Kathy Green’s quest for the state House: “A huge undertaking”

After repeatedly being asked by other Republicans, former Aurora city councilwoman Kathy Green decided to run for House District 36 this year — giving the Republican Party its first strong contender for the seat in the last four years.   

Green had been asked to run four years ago, and again in 2006, but it wasn’t until this year Green decided to run and only after giving the matter a lot of thought. 

“I took three weeks actually to make up my mind and it’s primarily [because] I knew it’s a huge undertaking,” said Green, a Republican who has lived most of her 49 years in the Aurora area.

Green said she’ll craft her legislative agenda in the coming months by talking to voters on the campaign trail. But she said her experience with Aurora’s water issues would serve her well at the state level.

During her eight years on Aurora city council, Green developed a reputation for being fiscally conservative and responsive to her constituents’ concerns.

With the district’s current representative, Morgan Carroll, setting her sights on an open state Senate seat, the open race for HD 36 is now between Green and Democrat Su Ryden, another longtime Aurora resident who is making her first foray into running for public office.

Green spent eight years on Aurora’s city council representing the growing northeast corner of the city before term limits forced her to step down in 2005.

She wanted to spend time taking Spanish classes and remodeling her home but said she knew she’d eventually run for office again. When state Rep. Michael Garcia, D-Aurora, resigned earlier this year after being accused of exposing himself to a female lobbyist in a bar, Carroll was the obvious choice to run for the state Senate seat he’d been pursuing and Green’s phone began to ring.

“Kathy is very well-known in that part of the community, and she’s served it well and she’s a very energetic bright woman who would represent the interests [in HD 36] of everyone regardless of party,” said Aurora City Councilman Bob FitzGerald, a Republican who worked with Green on city council for two years and was the first to call her about running for the seat.

During the past two election cycles, Carroll didn’t see much competition from across the aisle.

“I haven’t seen a particularly strong Republican candidate yet,” Carroll said. “That is hard for me to explain. I know that’s not for lack of wanting to get rid of me.”

The district leans Democratic, with 13,433 registered Democrats, according to the Colorado Secretary of State’s office. But there are also 10,066 registered Republicans and 13,922 independents, according to numbers compiled in April.

But Green’s involvement with community groups such as the Sand Creek Regional Greenway and her years on Aurora’s nonpartisan city council give her name recognition in the community and relevant experience.

“Former office holders are by definition almost better candidates,” said Aurora city councilman Steve Hogan, currently a Republican who served one term in the legislature in 1975-1976 as a Democrat. “I think the Republican Party is learning that.”

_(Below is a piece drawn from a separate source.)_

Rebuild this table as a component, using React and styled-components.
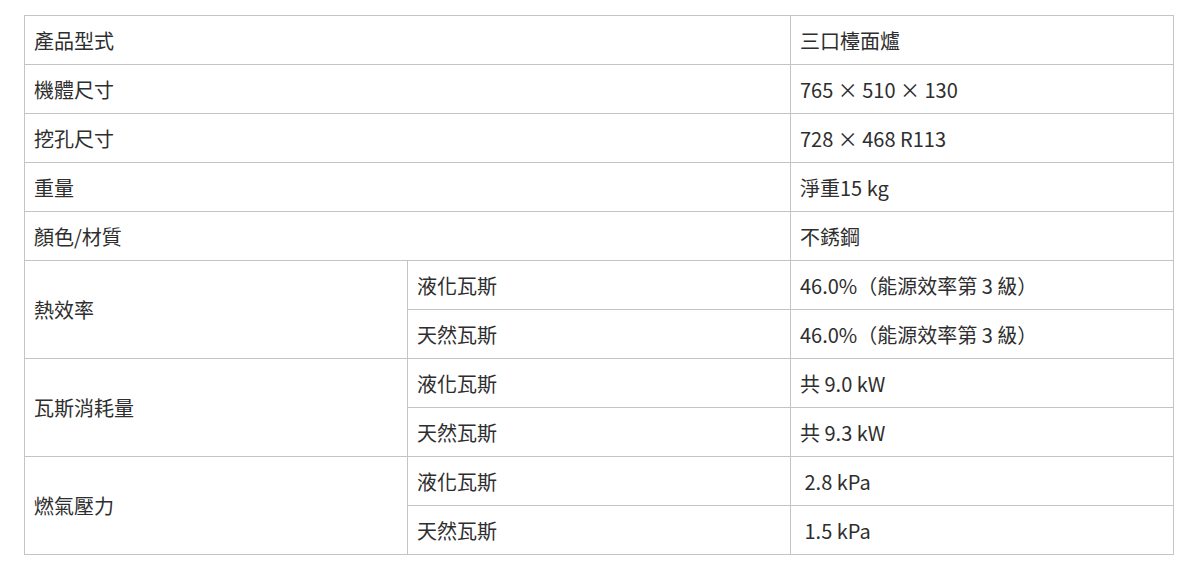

But Green still faces a challenging trend.

While a majority of Aurora city council members are, and have historically been, Republicans, when it comes to the state Legislature voters go for Democrats. Currently eight Democrats whose districts include at least portions of Aurora hold seats in the state House and Senate. The city’s two Republican legislators, Sen. Nancy Spence and Rep. David Balmer, represent a small part of Aurora and draw most of their votes from more conservative areas like Littleton and Centennial.  

The lack of strong Republican candidates vying to represent Aurora at the state level might also be because the jump from city council to the state House is not necessarily seen as a step up. Being a state representative requires more working hours during the legislative session and candidates must run every two years, as opposed to every four to be re-elected to city council.

Although state Senator Stephanie Takis, D-Aurora, served on city council before being elected to the state legislature, more politicians have been moving in the opposite direction, with both Hogan and Aurora City Councilwoman Molly Markert serving in the state House before being elected to their current local offices.